Hamas fired heavy barrages of rockets at Jerusalem and the Shfela region minutes before the start of the truce. Iron Dome intercepted several incoming projectiles.
Israeli ground forces completed their withdrawal from the Gaza Strip as the cease-fire came into effect.
"We will prepare outside of the Strip," the source said. The IDF is not moving forces away from the Gaza border area, the source said. "We are staying on stand by. We must see what happens on the ground, and the situation will be judged based on developments. On that basis, we will act," the source added.
"In the event of hostile fire, we will respond. Those are the orders that were given to the forces," said the source.
During the war, the IDF attacked 4,800 terrorist targets in Gaza, and killed at least 900 terrorists, according to the source. Sixty four IDF soldiers and officers were killed in battles.
The army called up 82,000 reserves during the course of the conflict.
The army is also repairing the security barrier along the Gaza - Israel border, and is close to completing the process, the source stated.
Hamas's rocket and tunnel capabilities have been severely hit, the source said, adding that Hamas did not expect this level of damage.
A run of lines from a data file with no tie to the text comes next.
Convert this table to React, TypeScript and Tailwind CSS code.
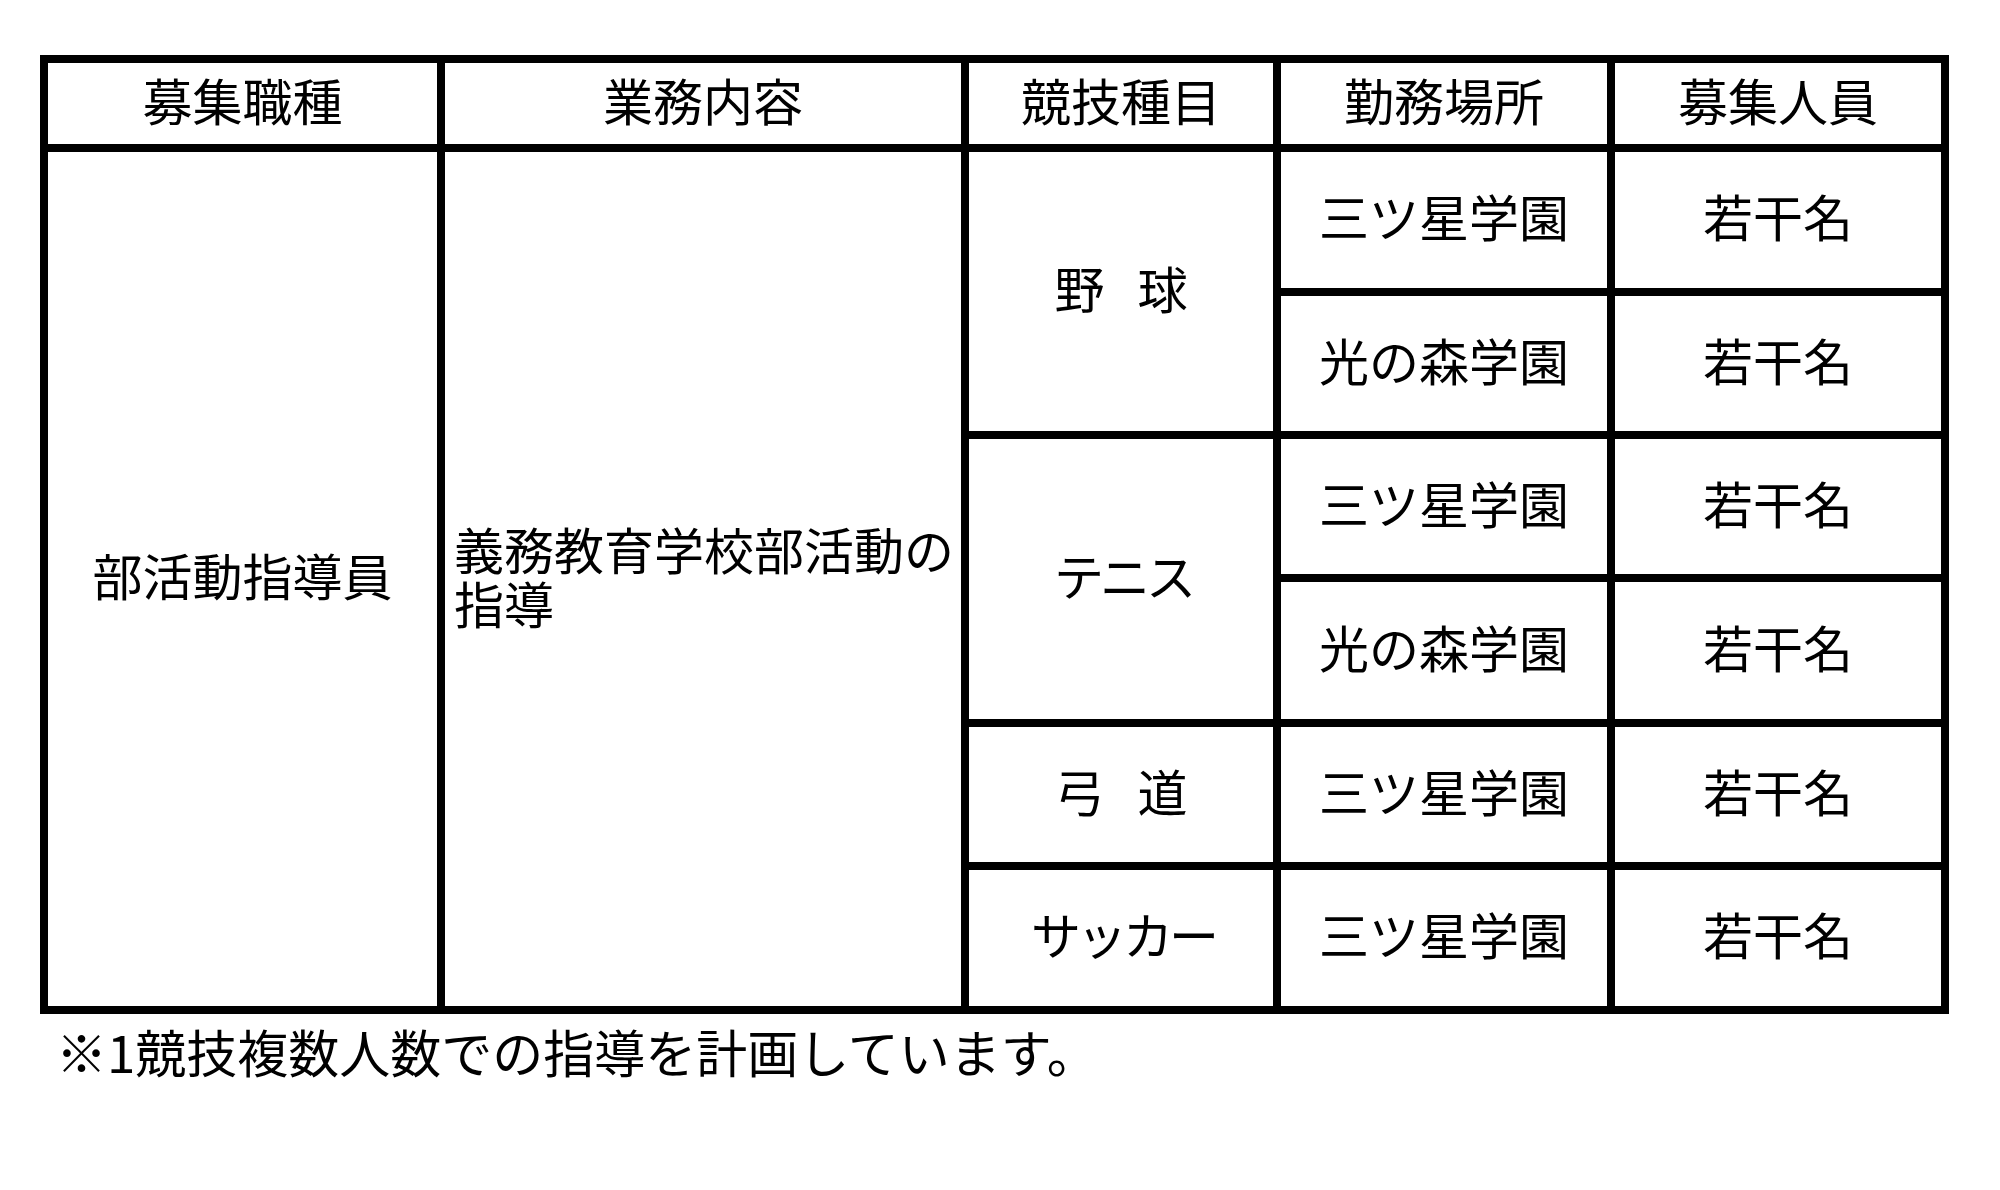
import React from "react";

const cell = "bg-white flex items-center justify-center pb-[10px]";

export default function App() {
  const rowsRight = [
    { place: "三ツ星学園", row: "row-start-2" },
    { place: "光の森学園", row: "row-start-3" },
    { place: "三ツ星学園", row: "row-start-4" },
    { place: "光の森学園", row: "row-start-5" },
    { place: "三ツ星学園", row: "row-start-6" },
    { place: "三ツ星学園", row: "row-start-7" },
  ];
  return (
    <div className="min-h-[1190px] w-[2000px] bg-white text-black font-['Noto_Sans_CJK_JP','Noto_Sans',sans-serif] text-[50px] leading-none">
      <div className="pt-[55px] pl-[40px]">
        <div className="w-[1909px] bg-black p-[8px] grid grid-cols-[389px_516px_304px_326px_326px] grid-rows-[81px_136px_135px_135px_137px_135px_136px] gap-[8px]">
          <div className={`${cell} col-start-1 row-start-1`}>募集職種</div>
          <div className={`${cell} col-start-2 row-start-1`}>業務内容</div>
          <div className={`${cell} col-start-3 row-start-1`}>競技種目</div>
          <div className={`${cell} col-start-4 row-start-1`}>勤務場所</div>
          <div className={`${cell} col-start-5 row-start-1`}>募集人員</div>

          <div className={`${cell} col-start-1 row-start-2 row-span-6`}>部活動指導員</div>
          <div className="bg-white flex items-center justify-start col-start-2 row-start-2 row-span-6 pl-[9px]">
            <div className="leading-[54px] pb-[8px]">
              義務教育学校部活動の
              <br />
              指導
            </div>
          </div>

          <div className={`${cell} col-start-3 row-start-2 row-span-2`}>
            <span>野</span>
            <span className="inline-block w-[33px]"> </span>
            <span>球</span>
          </div>
          <div className={`${cell} col-start-3 row-start-4 row-span-2`}>
            <span className="tracking-[-4px] pl-[4px]">テニス</span>
          </div>
          <div className={`${cell} col-start-3 row-start-6`}>
            <span>弓</span>
            <span className="inline-block w-[33px]"> </span>
            <span>道</span>
          </div>
          <div className={`${cell} col-start-3 row-start-7`}>
            <span className="tracking-[-4px] pl-[4px]">サッカー</span>
          </div>

          {rowsRight.map((r, i) => (
            <React.Fragment key={i}>
              <div className={`${cell} col-start-4 ${r.row}`}>{r.place}</div>
              <div className={`${cell} col-start-5 ${r.row}`}>若干名</div>
            </React.Fragment>
          ))}
        </div>
        <div className="mt-[12px] pl-[16px] text-[51px]">※1競技複数人数での指導を計画しています。</div>
      </div>
    </div>
  );
}
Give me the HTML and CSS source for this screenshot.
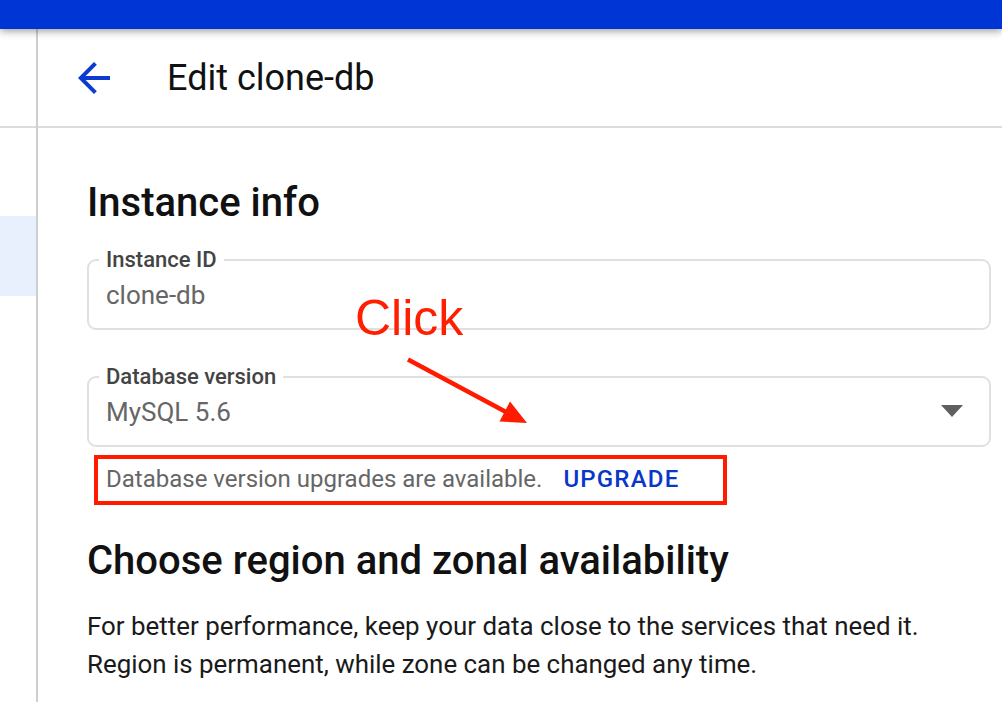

Its command and control capabilities are damaged to the point where the military wing no longer knows the location and status of all of its cells. "I think that Hamas was surprised on a number of occasions," he said.
"When I compare this to the goals of the operation, I think that these have been achieved," the source continued. "There is a reality that has to be managed, and we must see whether in the coming days and beyond Hamas will try to pull off a surprise," he added.
The president of the Red Cross is due to visit the Gaza Strip at 10 a.m.
The source said the army's assessment is that the West Bank region will remain stable and will not see mass disturbances or unusual levels of violence.